Le bilan des réductions d’émissions de carbone permises jusqu’à présent par les projets agricoles « montre que les réductions d’émissions permises par le biais de la compensation carbone sont plus de mille fois inférieures aux émissions et au potentiel d’atténuation », expose une étude de CDC Climat, la filiale de la Caisse des dépôts en charge de la lutte contre le changement climatique.
Ainsi, selon l'étude diffusée mardi, les projets agricoles auraient permis d’éviter l’émission de 14 millions de tonnes d’équivalent-CO2 (Mt CO2e) en 2010, « soit 7 % des réductions engendrées par l’ensemble des projets de compensation carbone, tous secteurs confondus cette même année », précise le rapport de CDC climat.
Cette réduction de 14 Mt CO2e représente « deux à quatre fois moins que la part de l’agriculture dans les émissions globales », estime CDC Climat (14 % des émissions globales, 30 % en tenant compte des filières d'amont et d'aval de l'agriculture). « C’est bien peu en comparaison des multiples techniques d’atténuation pouvant être mises en place dans ce secteur » pour diminuer l'impact de l'agriculture sur le réchauffement climatique, regrette la la filiale de la Caisse des dépôts.
Les projets de compensation carbone en agriculture se limitent en pratique aujourd'hui à trois technologies, indique CDC Climat :
- les bioénergies, issues essentiellement de résidus de récolte ;
- la méthanisation des effluents d’élevage ;
- et la séquestration dans le sol par le non-labour.
L'étude couvre l’essentiel de ces projets certifiés par des labels de qualité (Mécanisme pour un développement propre et mise en œuvre conjointe, pour ceux établis par le protocole de Kyoto ; Verified Carbon Standard, Climate Action Reserve, Gold Standard, Chicago Climate Exchange et American Carbon Registry pour les labels du marché volontaire).
La nature diffuse des émissions agricoles, le degré de précision en termes de suivi exigé par la plupart des labels de compensation carbone, ainsi que le coût des mesures de réduction, « sont les principaux freins au développement de projets agricoles » visant la réduction des émissions de CO2 d'origine agricole, analyse l'étude.
Pourtant d’après elle, en trente ans le potentiel d’atténuation du secteur agricole est du même ordre de grandeur que ses émissions.
Il faudrait une « incitation économique », fait valoir CDC Climat : « En rémunérant les émissions évitées, les projets de compensation carbone sont l’un des outils économiques disponibles pour réduire les émissions agricoles », assure l'étude.
Bien sûr, « la recherche sur de nouvelles techniques de mesure des émissions plus efficaces et moins coûteuses » est une voie à explorer pour CDC Climat.

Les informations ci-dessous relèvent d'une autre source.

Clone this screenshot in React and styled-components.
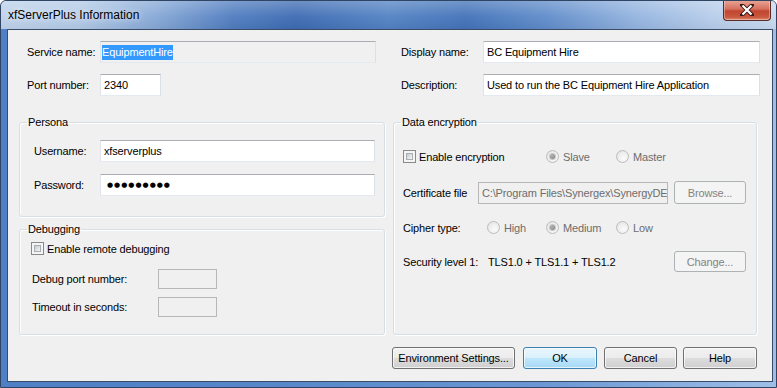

Une autre approche à mettre en place pour « libérer le potentiel » de réduction des émissions agricoles consiste à prévoir des « agrégateurs regroupant plusieurs exploitations agricoles et permettant donc de mutualiser les coûts ». Le rapport détaille des exemples de porteurs de projets qui ont réussi en se concentrant sur « la réplicabilité et l’agrégation de projets » pour surmonter les difficultés : un projet cogénération de bagasse (sous-produit de la canne à sucre) en Inde en substitution de l’énergie fossile, touchant 20.000 agriculteurs, ou encore des projets de méthanisation au Mexique et d'arrêt du labour en Amérique du Nord (Etats-Unis et Canada).
Cependant, le secteur agricole « est perçu comme l’un des plus difficiles à intégrer dans un système de quotas échangeables. Il risque donc de demeurer longtemps sous le régime de la compensation carbone dans de nombreux endroits », constate CDC Climat.
Le rapport envisage finalement d'autres solutions, notamment à l’échelle européenne, en intégrant la problématique des émissions de gaz à effet de serre dans la réforme de la Pac.
Une autre solution serait « d’inclure le secteur agricole dans le système européen d’échange de quotas, à l’instar du marché carbone néo-zélandais », prédit l'étude.